Прикосновение невинных (Доббс) - страница 23

— Если бы я была лошадью, вы бы меня давно пристрелили.

— С вами все будет хорошо, — настаивал Уэзерап, смеясь ее шутке. — Отправляйтесь на Эверест. Рожайте еще десятерых детей. Только не делайте все это одновременно!

— У матерей иногда нет выбора, — ответила Иза, но депрессия отступила.

— Скажите мне, Иза… У меня к вам вопрос личного характера, если не возражаете? — сказал он с некоторым колебанием в голосе. — Я задавался им с того самого момента, как вас привезли. У вас заметный шрам… — Он внезапно смутился.

— Как раз здесь, на груди. — Изидора провела пальцами над левым соском.

— Мы должны были вас тщательно обследовать, вы же понимаете, — поспешил объяснить Уэзерап, считавший свою пациентку необыкновенно красивой женщиной. — Странное повреждение. Мы не могли понять, что это такое.

— Огнестрельная рана.

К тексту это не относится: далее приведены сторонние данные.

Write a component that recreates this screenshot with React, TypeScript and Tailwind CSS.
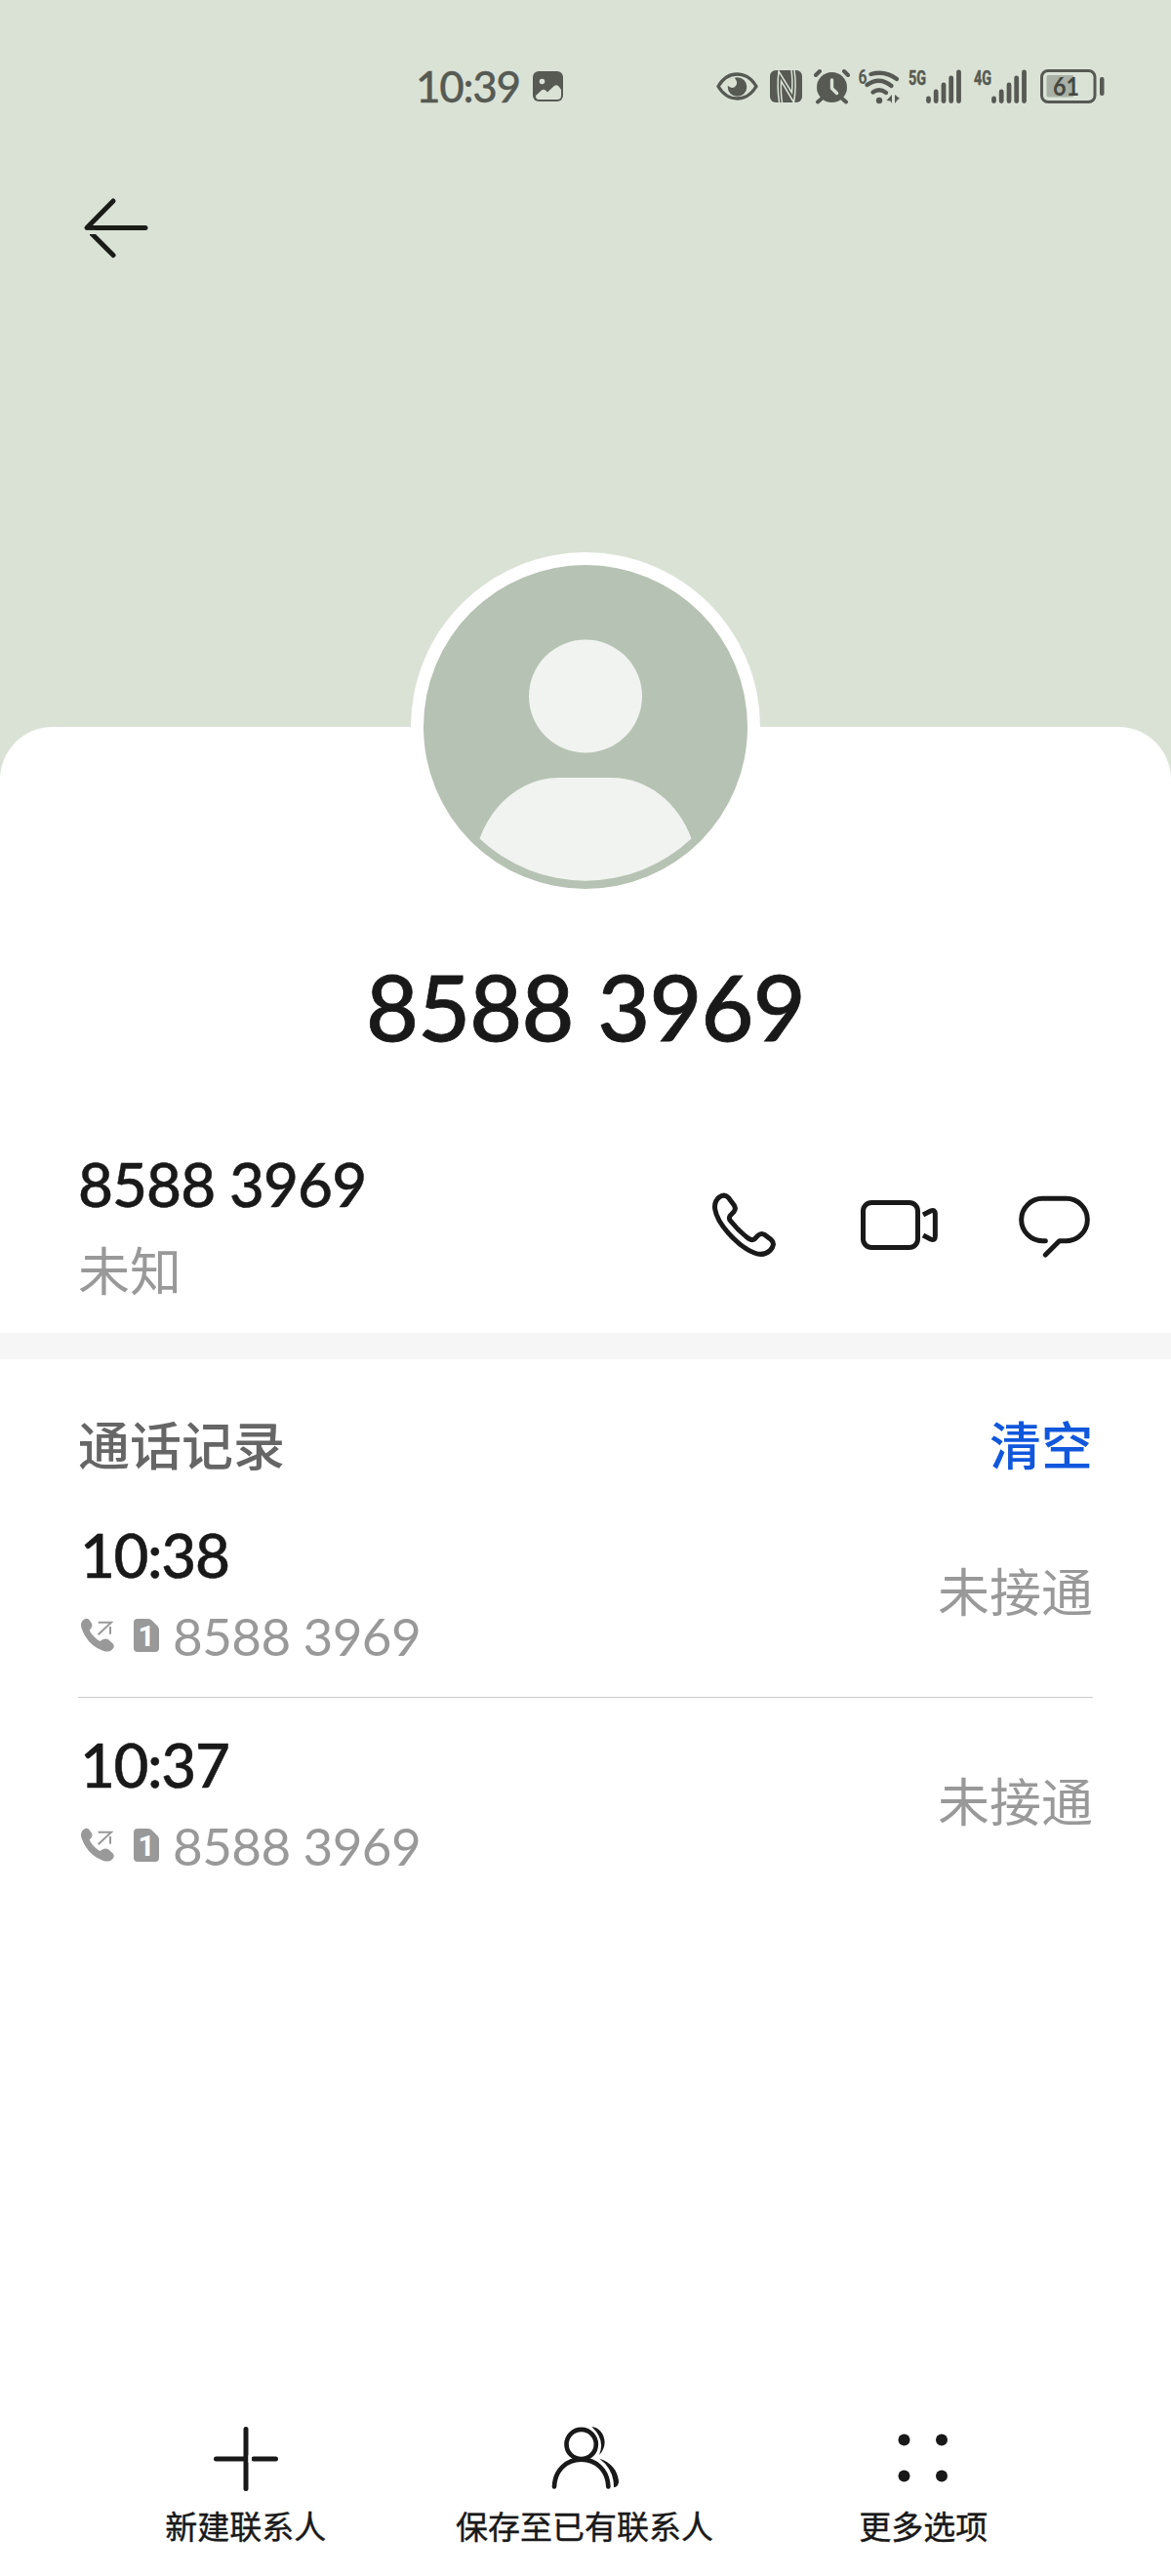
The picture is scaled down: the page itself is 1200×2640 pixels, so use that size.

Возможно, от девятимиллиметрового узи. Плохо зашитая. Мою машину обстреляли колумбийские наркодельцы, я вела там расследование. Глава картеля обещал мне право на эксклюзивное интервью, предполагая, что я буду спать с ним за это. Когда я отказалась, он почему-то не захотел, чтобы я добралась живой до аэропорта, ведь кассета с записью осталась у меня. Разбили машину, продырявили меня. Хорошо бы, чтобы и другие свои операции они проваливали подобным образом.

Иза рассказывала так же просто и буднично, как повествуют о рядовых житейских проблемах.

— Боже мой, — пробормотал Уэзерап в изумлении. — Мы в нашей больнице не очень-то опытны по части таких ран. Пулеметных…

— От пистолета-пулемета, — поправила она.

— И к этому вы хотите вернуться? Дорогая моя девочка, вы, должно быть, просто помешанная. Но очень смелая.

— Да вовсе нет. Нужно было переспать с ним, но кое-что во мне не принадлежит АКН. К тому же я была на пятом месяце беременности.

— Вы еще безумнее, чем я предполагал!

— Вы ошибаетесь. Я использовала свой живот — вывезла кассету с интервью под бандажом. Пограничники — добрые католики — отвернулись, вполне целомудренно. — Иза улыбнулась, хотя его слова были ей, скорее, неприятны. Будь она мужчиной, доктор восхитился бы, а не изумился, захотел бы услышать подробности. А он отнесся к ней покровительственно (невольно, конечно, что не так омерзительно, как покровительственный тон коллег-мужчин из агентства), и это стало раздражающим напоминанием о возвращении в мир, где женщине все время приходится отстаивать свои права.

Пропущенные дни рождения детей, невыполненные обещания… Щемящая боль при мысли о том, что няню Бенджи воспринимает в большей степени как мать, чем ее. Игры и песенки, которым она так хотела научить сына, но это сделал кто-то другой.